Top Gainers: Silicon Motion (+45.80%) and NXP Semiconductors (+26%) led the charge on blockbuster results. Bloom Energy (+27.21%) surged on data center power deals, while PayPal posted significant gains following a corporate reorganization that designated Venmo as a standalone business unit.
Top Losers: Arm Holdings (-8%) and Regeneron (-6.41%) led the declines, reflecting profit-taking and jitters over growth sustainability.

🏛️ 5. Institutional "Smart Money" Trail: 13F Analysis

Current 13F filings are essential for identifying where "Super Investors" are seeking alpha as they rotate out of overextended tech and into the infrastructure that supports it.

Citadel Advisors Strategy:

+217% SONY

Positioning Briefs:
Citadel & Mondrian: A concentrated institutional bet is forming on Sony (SONY). Mondrian Investment Partners added 3.29 million shares, while Citadel Advisors increased its position by 217%.
Oregon Public Employees Retirement Fund: The fund initiated a $10.7M position in Vertiv (VRT). This is a tactical entry into the "picks and shovels" of the AI era.
Macro Funds: Recent filings indicate that major firms like Bridgewater have begun trimming positions, moving toward a more liquid and defensive posture.

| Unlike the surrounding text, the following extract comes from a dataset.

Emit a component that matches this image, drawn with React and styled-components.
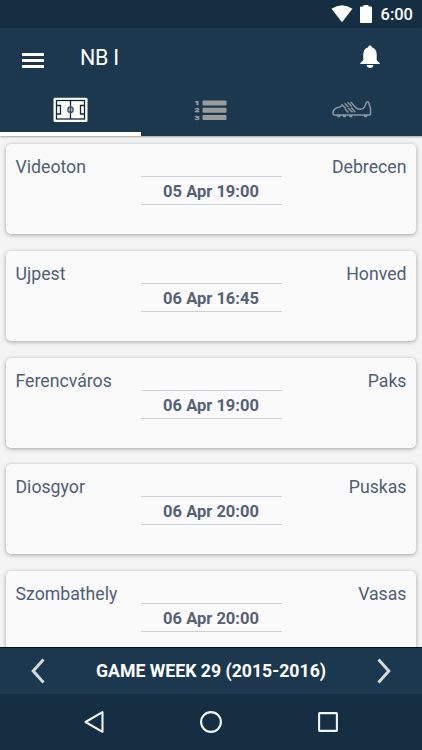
import React from 'react';
import styled, { createGlobalStyle } from 'styled-components';

const matches = [
  { home: 'Videoton', away: 'Debrecen', date: '05 Apr 19:00' },
  { home: 'Ujpest', away: 'Honved', date: '06 Apr 16:45' },
  { home: 'Ferencváros', away: 'Paks', date: '06 Apr 19:00' },
  { home: 'Diosgyor', away: 'Puskas', date: '06 Apr 20:00' },
  { home: 'Szombathely', away: 'Vasas', date: '06 Apr 20:00' },
];

const WifiIcon = () => (
  <svg width="22" height="18" viewBox="0 0 22 18" fill="#fff">
    <path d="M0.5 3.8Q11 -3.4 21.5 3.8L11 17.2Z" />
  </svg>
);

const BatteryIcon = () => (
  <svg width="12" height="18" viewBox="0 0 12 18" fill="#fff">
    <path d="M3.5 0h5v1.5H11q1 0 1 1V17q0 1-1 1H1q-1 0-1-1V2.5q0-1 1-1h2.5z" />
  </svg>
);

const BellIcon = () => (
  <svg width="20" height="24" viewBox="0 0 20 24" fill="#fff">
    <path d="M10 .5c1 0 1.7.7 1.8 1.7 3.2.9 4.9 3.6 4.9 7.3v5.8l3 2.7v1H.3v-1l3-2.7V9.5c0-3.7 1.7-6.4 4.9-7.3C8.3 1.2 9 .5 10 .5z" />
    <path d="M6.5 20h7c-.5 2-1.7 3-3.5 3s-3-1-3.5-3z" />
  </svg>
);

const PitchIcon = () => (
  <svg width="35" height="26" viewBox="0 0 35 26" fill="none">
    <rect x="0.5" y="0.7" width="34" height="24.3" rx="1.5" fill="#fff" />
    <g stroke="#10263f" strokeWidth="1.3">
      <rect x="3.5" y="3.5" width="28" height="18.5" />
      <path d="M17.5 3.5v18.5M3.5 8.5h4v8.5h-4M31.5 8.5h-4v8.5h4" />
      <circle cx="17.5" cy="12.7" r="2.7" fill="#b9c3cb" stroke="#3d5266" />
      <path d="M17.5 9.5v6.5" stroke="#3d5266" />
    </g>
  </svg>
);

const TableIcon = () => (
  <svg width="34" height="22" viewBox="0 0 34 22" fill="#9b9b9b">
    <rect x="8.5" y="1.6" width="24" height="5" rx="1" />
    <rect x="8.5" y="8.7" width="24" height="5" rx="1" />
    <rect x="8.5" y="16" width="24" height="5" rx="1" />
    <g fontSize="6" fontWeight="900" stroke="#9b9b9b" strokeWidth="0.3">
      <text x="0.5" y="6.2" textLength="5" lengthAdjust="spacingAndGlyphs">1</text>
      <text x="0.5" y="13.4" textLength="5" lengthAdjust="spacingAndGlyphs">2</text>
      <text x="0.5" y="20.7" textLength="5" lengthAdjust="spacingAndGlyphs">3</text>
    </g>
  </svg>
);

const ShoeIcon = () => (
  <svg width="40" height="18" viewBox="0 0 40 18" fill="none" stroke="#8c969e" strokeWidth="1.5" strokeLinejoin="round">
    <path d="M10 5L3.8 7.4Q1 9 .9 12.2q0 1.8 1.6 1.8h34.3q1.8 0 1.8-1.8L38.4 7 36.6 1.3Q35.2 0 34.2 1.7L32.5 6q-1.2 2.2-4.3 2.2-3 0-4.8-2L18.7.9" />
    <path d="M9.5 3.3l4.5 4.4M12.7 2.2l3.5 3.7M15.7 1.2l4 4.3M13 8l3.5 3.5M16.2 7l4.3 4.3M19.2 6.5l4 4.8" />
    <g fill="#8c969e" stroke="none">
      <path d="M5 14h3.6l-.5 2.3H5.5zM10.6 14h3.6l-.5 2.3h-2.6zM17 14h3.6l-.5 2.3h-2.6zM31.5 14h4l-.5 2.3h-2.9z" />
    </g>
  </svg>
);

const App = () => {
  return (
    <Screen>
      <GlobalStyle />
      <StatusBar>
        <WifiIcon />
        <BatteryIcon />
        <span>6:00</span>
      </StatusBar>
      <Header>
        <Toolbar>
          <MenuButton aria-label="Menu">
            <i />
            <i />
            <i />
          </MenuButton>
          <h1>NB I</h1>
          <BellIcon />
        </Toolbar>
        <Tabs>
          <Tab $active>
            <PitchIcon />
          </Tab>
          <Tab>
            <TableIcon />
          </Tab>
          <Tab>
            <ShoeIcon />
          </Tab>
        </Tabs>
      </Header>
      <MatchList>
        {matches.map((match) => (
          <Card key={match.home}>
            <Team>{match.home}</Team>
            <Kickoff>{match.date}</Kickoff>
            <Team $away>{match.away}</Team>
          </Card>
        ))}
      </MatchList>
      <WeekBar>
        <Arrow aria-label="Previous week">
          <svg width="14" height="26" viewBox="0 0 14 26">
            <path d="M12.5 1.5L2.2 13l10.3 11.5" />
          </svg>
        </Arrow>
        <p>GAME WEEK 29 (2015-2016)</p>
        <Arrow aria-label="Next week">
          <svg width="14" height="26" viewBox="0 0 14 26">
            <path d="M1.5 1.5L11.8 13 1.5 24.5" />
          </svg>
        </Arrow>
      </WeekBar>
      <NavBar>
        <svg width="24" height="24" viewBox="0 0 24 24">
          <path d="M20.5 2.2v19.6L3.5 12z" />
        </svg>
        <svg width="24" height="24" viewBox="0 0 24 24">
          <circle cx="12" cy="12" r="9.9" />
        </svg>
        <svg width="24" height="24" viewBox="0 0 24 24">
          <rect x="3.1" y="3.1" width="17.8" height="17.8" rx="0.5" />
        </svg>
      </NavBar>
    </Screen>
  );
};

export default App;

const GlobalStyle = createGlobalStyle`
  * {
    box-sizing: border-box;
  }

  body {
    margin: 0;
    font-family: Roboto, 'Liberation Sans', sans-serif;
  }
`;

const Screen = styled.div`
  display: flex;
  flex-direction: column;
  width: 422px;
  height: 750px;
  overflow: hidden;
  background-color: #f4f4f4;
`;

const StatusBar = styled.div`
  display: flex;
  flex: 0 0 28px;
  align-items: center;
  justify-content: flex-end;
  padding-right: 9px;
  background-color: #152e42;
  color: white;

  svg + svg {
    margin-left: 7px;
  }

  span {
    margin-left: 9px;
    padding-top: 2px;
    font-size: 16.5px;
    font-weight: 500;
    line-height: 20px;
  }
`;

const Header = styled.header`
  z-index: 1;
  flex: 0 0 108px;
  background-color: #1b384f;
  box-shadow: 0 1px 2px rgba(0, 0, 0, 0.35);
`;

const Toolbar = styled.div`
  display: flex;
  align-items: center;
  height: 57px;
  padding: 0 42px 0 22px;

  h1 {
    flex: 1;
    margin: 3px 0 0 36px;
    color: white;
    font-size: 21.5px;
    font-weight: 400;
    line-height: 26px;
    letter-spacing: -0.3px;
  }
`;

const MenuButton = styled.button`
  display: flex;
  flex-direction: column;
  gap: 3.5px;
  width: 22px;
  margin-top: 8px;
  padding: 0;
  border: none;
  background: none;

  i {
    width: 22px;
    height: 2.8px;
    background-color: white;
  }
`;

const Tabs = styled.div`
  display: grid;
  grid-template-columns: repeat(3, 1fr);
  height: 51px;
`;

const Tab = styled.div`
  display: flex;
  align-items: center;
  justify-content: center;
  border-bottom: 4px solid ${(props) => (props.$active ? 'white' : 'transparent')};
  padding-top: 3px;
`;

const MatchList = styled.main`
  display: flex;
  flex: 1;
  flex-direction: column;
  gap: 16.7px;
  min-height: 0;
  padding: 8.3px 6px 0;
  overflow: hidden;
`;

const Card = styled.article`
  display: grid;
  flex: 0 0 90px;
  grid-template-columns: 1fr 141px 1fr;
  align-items: start;
  padding: 0 9.5px;
  border-radius: 5px;
  background-color: #fafafa;
  box-shadow: 0 1px 4px rgba(0, 0, 0, 0.34);
`;

const Team = styled.span`
  padding-top: 13px;
  color: #505e76;
  font-size: 17.7px;
  line-height: 21px;
  text-align: ${(props) => (props.$away ? 'right' : 'left')};
`;

const Kickoff = styled.time`
  height: 29px;
  margin-top: 32px;
  border: solid #cdd1d7;
  border-width: 1px 0;
  color: #556176;
  font-size: 16.5px;
  font-weight: 700;
  line-height: 29px;
  text-align: center;
`;

const WeekBar = styled.div`
  display: flex;
  flex: 0 0 47px;
  align-items: center;
  justify-content: space-between;
  padding: 0 31px;
  border-top: 1px solid #06131f;
  background-color: #1b384f;

  p {
    margin: 0;
    color: white;
    font-size: 17.7px;
    font-weight: 700;
  }
`;

const Arrow = styled.button`
  display: flex;
  padding: 0;
  border: none;
  background: none;

  path {
    fill: none;
    stroke: #d3d9de;
    stroke-width: 3;
  }
`;

const NavBar = styled.nav`
  display: flex;
  flex: 0 0 56px;
  align-items: center;
  justify-content: space-between;
  padding: 0 82px;
  background-color: #152e42;

  svg {
    fill: none;
    stroke: #f1f3f4;
    stroke-width: 2.1;
    stroke-linejoin: round;
  }
`;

⚖️ 6. Expert Synthesis and the Week Ahead

The Bull Case: Bill Ackman views current levels as a "great time to invest," emphasizing long-term compounding. Jim Cramer has proposed a tactical rotation into home-improvement stocks like Lowe's.
The Bear Case: Analysts like Matt Simpson and Matthew Keator warn that the "USD and yields rally" post-Fed suggests a prolonged period of pressure on growth valuations.

🏛️ 7. Strategic Outlook and Core Conclusions

The market is currently navigating a precarious transition. While record profit margins (Q1 blended net margins at 13.4%) provide a fundamental floor for equities, the combination of a hawkish Federal Reserve and a geopolitical oil shock creates a formidable ceiling.

Core Takeaways:
1. The AI Monetization Gap: Investors are shifting focus from AI "potential" to AI "profitability."
2. Energy as a Tactical Hedge: With Brent crude well above $110, energy and alternative power solutions have moved to essential portfolio stabilizers.
3. Strategic Stance: Cautiously Constructive.


This report is based on market data and geopolitical developments as of the close of April 29, 2026.